Kent is sometimes referred to as the Garden of England because of the pretty countryside and picturesque villages and homes with well tended and beautiful gardens. This is perhaps due to the rich, nutritious soil that provides farmers with plentiful crops of barley and rape and orchards full of fruit. But for centuries, Kent was known as one of the leading counties for its hop fields and, by neccesity there were many oast houses. Some have been lost to the ravages of time while others have been maintained and converted from their original use to private homes.

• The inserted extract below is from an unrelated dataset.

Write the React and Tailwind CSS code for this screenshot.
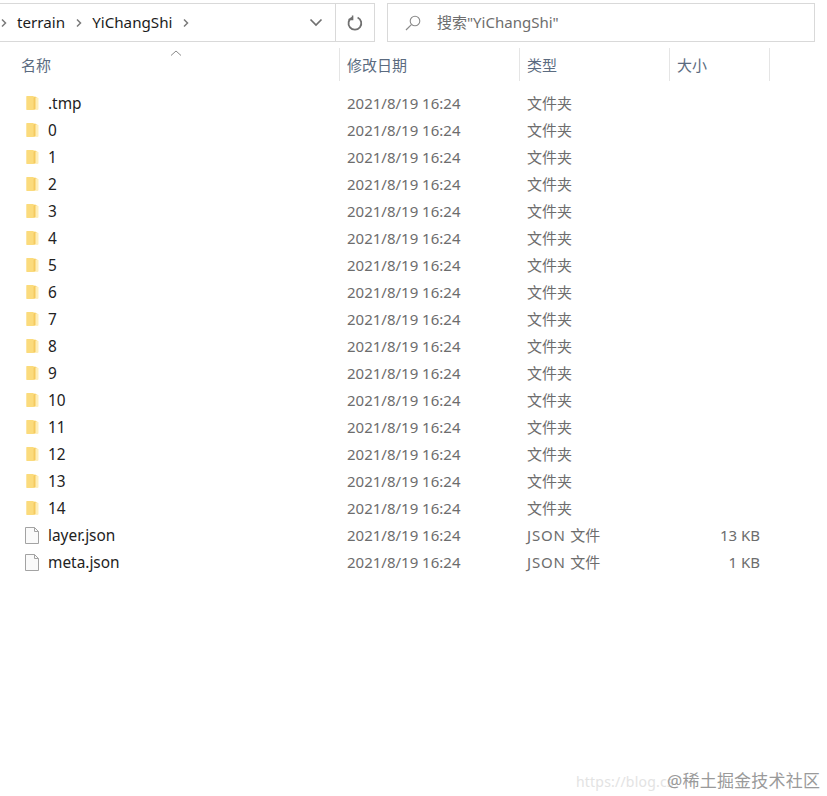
const font = { fontFamily: '"Noto Sans", "Noto Sans CJK SC", sans-serif' };

const rows = [
  ".tmp", "0", "1", "2", "3", "4", "5", "6", "7", "8", "9", "10", "11", "12", "13", "14",
];

const FolderIcon = () => (
  <svg width="13" height="16" viewBox="0 0 13 16" className="ml-[1px] shrink-0">
    <path d="M.5 1.5h8.5l3 1.5v11.5H.5z" fill="#fce08c" />
    <path d="M8 3h4.5v11.5H8z" fill="#feeeb8" />
    <path d="M.5 1h7v14h-7z" fill="#fbdb7c" />
    <path d="M7.5 2.5l2-.8V14l-2 1z" fill="#f5ca5e" />
  </svg>
);

const FileIcon = () => (
  <svg width="14" height="17" viewBox="0 0 14 17" className="shrink-0">
    <path d="M.5.5h9l4 4v12H.5z" fill="#fafafa" stroke="#a3a3a3" />
    <path d="M9.5.5v4h4" fill="none" stroke="#a3a3a3" />
  </svg>
);

const Chevron = () => (
  <svg width="8" height="10" viewBox="0 0 8 10" className="shrink-0">
    <path d="M2 1.5 5.5 5 2 8.5" fill="none" stroke="#7a7a7a" strokeWidth="1.5" />
  </svg>
);

const Row = ({ name, type = "文件夹", size, file }) => (
  <div className="flex h-[27px] items-center text-[15px] text-[#6d6d6d]">
    <div className="flex w-[340px] items-center pl-[25px]">
      {file ? <FileIcon /> : <FolderIcon />}
      <span className="ml-[9px] text-[15.4px] text-[#222222]">{name}</span>
    </div>
    <div className="w-[180px] pl-[7px]">2021/8/19 16:24</div>
    <div className="w-[150px] pl-[7px]">
      {file ? <span className="tracking-[0.8px]">JSON </span> : null}
      {type}
    </div>
    <div className="w-[90px] text-right">{size}</div>
  </div>
);

const Head = ({ className, children }) => (
  <div className={`flex h-[33px] items-center border-r border-[#e5e5e5] pt-[1px] ${className}`}>
    {children}
  </div>
);

export default function App() {
  return (
    <div className="relative h-[796px] w-[827px] overflow-hidden bg-white" style={font}>
      <div className="flex h-[41px] items-start pt-[3px]">
        <div className="flex h-[39px] w-[375px] items-center border border-l-0 border-[#d9d9d9] text-[15.2px] text-[#1c1c1c]">
          <Chevron />
          <span className="ml-[9px]">terrain</span>
          <span className="mx-[9.5px]"><Chevron /></span>
          <span>YiChangShi</span>
          <span className="ml-[9px]"><Chevron /></span>
          <div className="ml-auto flex h-full items-center">
            <svg width="14" height="9" viewBox="0 0 14 9" className="mr-[12px]">
              <path d="M1.5 1.5 7 7l5.5-5.5" fill="none" stroke="#707070" strokeWidth="1.7" />
            </svg>
            <div className="flex h-full w-[39px] items-center justify-center border-l border-[#d9d9d9]">
              <svg width="16" height="16" viewBox="0 0 16 16">
                <path d="M5 2.6a6.4 6.4 0 1 0 5.6-.1" fill="none" stroke="#707070" strokeWidth="1.8" />
                <path d="M5.6 .4v4.2H1.6" fill="none" stroke="#707070" strokeWidth="1.5" />
              </svg>
            </div>
          </div>
        </div>
        <div className="ml-[12px] flex h-[39px] w-[428px] items-center border border-[#d9d9d9] pl-[17px] text-[15px] text-[#6d6d6d]">
          <svg width="16" height="16" viewBox="0 0 16 16">
            <circle cx="10" cy="6" r="4.8" fill="none" stroke="#8a8a8a" strokeWidth="1.1" />
            <path d="M6.4 9.6 1 15" fill="none" stroke="#8a8a8a" strokeWidth="1.2" />
          </svg>
          <span className="ml-[16px]">搜索"YiChangShi"</span>
        </div>
      </div>

      <div className="relative mt-[7px] flex text-[15px] text-[#5b6b80]">
        <Head className="w-[340px] pl-[21px]">名称</Head>
        <Head className="w-[180px] pl-[7px]">修改日期</Head>
        <Head className="w-[150px] pl-[7px]">类型</Head>
        <Head className="w-[100px] pl-[7px]">大小</Head>
        <svg width="12" height="6" viewBox="0 0 12 6" className="absolute left-[170px] top-[2px]">
          <path d="M1 5.5 6 1l5 4.5" fill="none" stroke="#8a8a8a" strokeWidth="1" />
        </svg>
      </div>

      <div className="mt-[9px]">
        {rows.map((name) => (
          <Row key={name} name={name} />
        ))}
        <Row name="layer.json" type="文件" size="13 KB" file />
        <Row name="meta.json" type="文件" size="1 KB" file />
      </div>

      <div className="absolute left-[576px] top-[771px] text-[14px] tracking-[0.2px] text-[#e3e3e3]">https://blog.cs</div>
      <div className="absolute left-[667px] top-[768px] text-[17px] tracking-[0.2px] text-[#9a9a9a]">@稀土掘金技术社区</div>
    </div>
  );
}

During the mid 1500s, hop fields flourished in Kent and the production of beer increased providing a lucrative market for farmers for many centuries. Even as late as the mid 1950s, migrant workers arrived from London to harvest the hops and earn the much needed extra money in post war England. The days were long and hard in the hop fields as the vines were pulled from their overhead string lacings and placed across canvas bins. Then the men, women and children went to work, their nimble fingers separating the hops from the leaves in quick, fluid strokes. Once picked, measured by the bushels and recorded, a tractor-drawn trailer deposited the hops at the oast house where they were dried and the process of beer making beer began.
There are ten chapters in Extraordinary Places...Close to London dedicated to the county of Kent including: Royal Tonbridge Wells, Ightham, Cobham, Rochester, Chilham, Leeds Castle, Westerham, Chiddingstone, Biddenden and Pluckley. They offer stories of our past from the Black Prince at Ightham Mote to the ghosts of Pluckley said to be the most haunted village in England.